By Lara Abrams
Idaho
As soon as Mary Lynn said her dad would wait out a turkey for a whole day on the Artemis podcast, I knew this was the missing element of my turkey game. I’m the type of hunter who sits down, makes a call, and then moves to another spot, oh, maybe three minutes later when I’m met by silence.
Adult-onset hunters like me often struggle to formulate how exactly a hunt happens. Many of us muddle along, trying to intuit the probable course of events based on what we glean from podcasts and YouTube.
My first morning in the field, I flushed a small flock of turkeys — four hens and two toms. (Maybe jakes?) I paralleled their flight path, hoping I’d intercept them. Nothing.
That afternoon, I sat down in the area where I’d jumped the birds and made a series of 4-5 yelps. Silence. It was raining, so I hunkered down under a tree and scanned the Kindle app on my phone. “Bombshells” by Sarina Bowen had just come out. I’d pre-ordered the book, and there it was… shirtless hockey player on the cover staring right at me.
Maybe I should crack it open?
A quick primer: I’m an occasional reader of romance novels. Aka ‘kissing books.’ Aka smut. I mostly reserve it for the kind of Friday night when I want to do nothing but sit on the couch with a glass of wine and lose myself in a book.
Plus, [fanning self], they’re kind of hot. Especially contemporary romance. These are books where sex doesn’t end until both parties orgasm and the bad guy never gets the girl (because she deserves better).
So, I tell myself to read a chapter. Per usual, I’m sucked into the story. Before I know it, it’s been 10 minutes. Then 20. And instead of thinking, Why am I such an idiot at turkey hunting? Is this even what people do?…. I’m like, Dang, he needs to get over his baggage and realize she’s THE ONE!
I change spots a couple of times throughout the afternoon — issuing a few yelps, reading a couple chapters. The pattern pays. I’m rewarded when a hen yelps back at me. And I realize I’ve been doing it all wrong! She yelps maybe 20 times in a row. So I do that, too.
For a half-hour the hen and I ‘talk’ to each other. She eventually ambles into sight, grazing amicably. And… she thinks I’m a turkey! Nothing about her body language suggests she suspects a human’s nearby.

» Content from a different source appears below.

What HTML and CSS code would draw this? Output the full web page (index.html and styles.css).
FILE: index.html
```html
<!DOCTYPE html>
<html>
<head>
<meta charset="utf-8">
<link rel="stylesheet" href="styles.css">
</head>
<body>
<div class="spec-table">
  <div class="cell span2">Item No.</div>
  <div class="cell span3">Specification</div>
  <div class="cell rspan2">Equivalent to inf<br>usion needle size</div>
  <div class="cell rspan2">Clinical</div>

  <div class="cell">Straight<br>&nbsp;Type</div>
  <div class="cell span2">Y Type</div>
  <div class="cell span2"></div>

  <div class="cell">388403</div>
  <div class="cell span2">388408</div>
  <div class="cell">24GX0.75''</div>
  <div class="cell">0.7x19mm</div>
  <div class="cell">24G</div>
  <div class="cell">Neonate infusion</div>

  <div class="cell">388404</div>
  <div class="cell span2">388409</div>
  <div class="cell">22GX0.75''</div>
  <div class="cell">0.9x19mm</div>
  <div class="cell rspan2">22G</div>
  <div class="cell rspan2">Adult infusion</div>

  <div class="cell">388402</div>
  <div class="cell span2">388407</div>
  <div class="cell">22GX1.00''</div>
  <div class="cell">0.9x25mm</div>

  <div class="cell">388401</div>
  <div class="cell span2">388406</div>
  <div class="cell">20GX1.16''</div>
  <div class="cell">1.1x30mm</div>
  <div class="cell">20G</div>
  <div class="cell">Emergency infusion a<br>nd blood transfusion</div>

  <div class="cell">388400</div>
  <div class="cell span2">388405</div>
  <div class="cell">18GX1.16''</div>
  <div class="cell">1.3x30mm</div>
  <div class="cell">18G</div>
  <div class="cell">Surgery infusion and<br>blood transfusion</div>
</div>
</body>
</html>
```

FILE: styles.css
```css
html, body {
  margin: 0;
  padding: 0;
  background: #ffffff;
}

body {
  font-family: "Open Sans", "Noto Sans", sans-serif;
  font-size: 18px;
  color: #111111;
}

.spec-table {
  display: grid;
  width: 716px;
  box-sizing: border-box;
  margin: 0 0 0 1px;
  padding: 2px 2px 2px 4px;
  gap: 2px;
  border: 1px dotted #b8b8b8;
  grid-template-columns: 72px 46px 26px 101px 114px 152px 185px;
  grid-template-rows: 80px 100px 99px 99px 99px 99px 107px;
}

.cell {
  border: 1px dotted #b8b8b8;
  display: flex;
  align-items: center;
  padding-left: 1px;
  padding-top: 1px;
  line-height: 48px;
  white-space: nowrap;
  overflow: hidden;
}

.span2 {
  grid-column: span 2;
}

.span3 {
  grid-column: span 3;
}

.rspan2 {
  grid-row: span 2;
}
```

The things I learn over the next hour will work for me for years to come. In my area, it seems like the flock sticks together in the morning — and then everyone divvies up to go about their day. They start talking in the late afternoon, convening around dusk. (Maybe to roost? I’m still not sure.)

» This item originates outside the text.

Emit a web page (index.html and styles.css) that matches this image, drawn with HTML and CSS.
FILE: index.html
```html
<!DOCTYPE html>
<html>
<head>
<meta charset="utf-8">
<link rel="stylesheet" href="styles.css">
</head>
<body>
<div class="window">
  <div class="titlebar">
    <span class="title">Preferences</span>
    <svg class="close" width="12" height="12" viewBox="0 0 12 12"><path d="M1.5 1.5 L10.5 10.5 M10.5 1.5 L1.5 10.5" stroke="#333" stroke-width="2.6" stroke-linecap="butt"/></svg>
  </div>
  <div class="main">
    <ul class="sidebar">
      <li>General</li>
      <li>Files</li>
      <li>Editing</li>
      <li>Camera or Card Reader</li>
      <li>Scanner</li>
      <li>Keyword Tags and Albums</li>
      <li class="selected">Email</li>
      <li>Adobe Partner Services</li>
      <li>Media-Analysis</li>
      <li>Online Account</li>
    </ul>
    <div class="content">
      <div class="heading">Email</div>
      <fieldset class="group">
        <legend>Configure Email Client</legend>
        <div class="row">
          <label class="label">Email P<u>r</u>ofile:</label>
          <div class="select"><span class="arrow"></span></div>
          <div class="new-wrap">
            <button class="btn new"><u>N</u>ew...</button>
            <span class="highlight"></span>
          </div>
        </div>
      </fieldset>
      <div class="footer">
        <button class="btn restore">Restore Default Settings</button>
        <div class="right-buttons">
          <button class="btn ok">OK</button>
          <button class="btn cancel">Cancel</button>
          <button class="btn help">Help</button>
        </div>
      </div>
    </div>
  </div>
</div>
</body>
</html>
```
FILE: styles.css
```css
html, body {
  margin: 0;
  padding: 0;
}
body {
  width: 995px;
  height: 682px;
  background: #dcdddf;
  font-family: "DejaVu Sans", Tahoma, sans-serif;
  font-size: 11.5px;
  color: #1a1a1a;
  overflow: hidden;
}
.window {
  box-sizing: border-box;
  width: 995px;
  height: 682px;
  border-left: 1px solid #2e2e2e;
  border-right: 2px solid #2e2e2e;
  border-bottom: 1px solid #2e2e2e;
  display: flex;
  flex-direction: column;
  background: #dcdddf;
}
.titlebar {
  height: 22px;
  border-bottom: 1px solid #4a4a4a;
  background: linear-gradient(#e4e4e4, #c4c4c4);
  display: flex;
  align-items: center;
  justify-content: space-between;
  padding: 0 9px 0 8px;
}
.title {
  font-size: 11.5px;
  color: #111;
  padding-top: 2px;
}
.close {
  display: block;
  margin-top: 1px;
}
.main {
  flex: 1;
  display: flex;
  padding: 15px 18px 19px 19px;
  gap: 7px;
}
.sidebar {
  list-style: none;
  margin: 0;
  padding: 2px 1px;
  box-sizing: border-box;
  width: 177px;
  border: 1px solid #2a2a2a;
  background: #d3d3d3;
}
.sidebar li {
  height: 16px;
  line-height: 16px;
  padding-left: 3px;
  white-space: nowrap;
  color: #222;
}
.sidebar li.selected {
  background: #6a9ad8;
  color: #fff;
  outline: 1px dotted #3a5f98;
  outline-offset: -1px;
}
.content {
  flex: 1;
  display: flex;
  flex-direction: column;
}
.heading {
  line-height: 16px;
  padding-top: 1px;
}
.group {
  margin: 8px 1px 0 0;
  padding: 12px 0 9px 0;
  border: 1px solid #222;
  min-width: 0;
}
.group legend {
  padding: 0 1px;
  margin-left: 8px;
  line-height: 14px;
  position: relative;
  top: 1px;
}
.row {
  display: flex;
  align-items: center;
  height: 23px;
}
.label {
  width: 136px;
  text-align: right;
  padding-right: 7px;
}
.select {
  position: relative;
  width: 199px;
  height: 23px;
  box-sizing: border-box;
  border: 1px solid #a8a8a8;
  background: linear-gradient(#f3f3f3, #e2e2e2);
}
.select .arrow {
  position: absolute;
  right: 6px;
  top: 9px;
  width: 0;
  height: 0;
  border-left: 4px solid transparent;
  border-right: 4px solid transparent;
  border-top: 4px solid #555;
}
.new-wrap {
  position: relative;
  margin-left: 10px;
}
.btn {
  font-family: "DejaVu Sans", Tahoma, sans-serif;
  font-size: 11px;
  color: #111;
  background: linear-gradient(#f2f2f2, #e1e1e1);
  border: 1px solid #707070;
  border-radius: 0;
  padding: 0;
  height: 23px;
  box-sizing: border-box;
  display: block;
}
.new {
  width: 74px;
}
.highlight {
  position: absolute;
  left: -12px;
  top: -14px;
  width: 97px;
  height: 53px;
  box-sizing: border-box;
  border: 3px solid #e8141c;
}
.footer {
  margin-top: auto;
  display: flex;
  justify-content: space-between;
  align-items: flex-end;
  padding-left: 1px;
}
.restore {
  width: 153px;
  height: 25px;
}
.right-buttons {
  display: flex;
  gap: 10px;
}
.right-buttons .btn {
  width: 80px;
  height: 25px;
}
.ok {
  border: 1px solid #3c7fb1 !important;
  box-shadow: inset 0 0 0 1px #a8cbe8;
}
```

The following day, the turkey action culminates when I have a 20-yard shot at a tom. I utterly blow it because of a moment of ineptitude handling my firearm. (Tears may have been shed.) I know getting a clean, close shot is more than a lot of hunters get.
What got me there was waiting quietly in the woods.
I wish I had the kind of mental fortitude to sit and wait for hours without feeling bored. Maybe that’ll come. But for now, I love being able to lose myself in a story while I do the requisite ‘waiting’ part of hunting.
This season, reading smut became the proverbial ‘secret sauce’ of my turkey hunting mojo. That’s my happily ever after.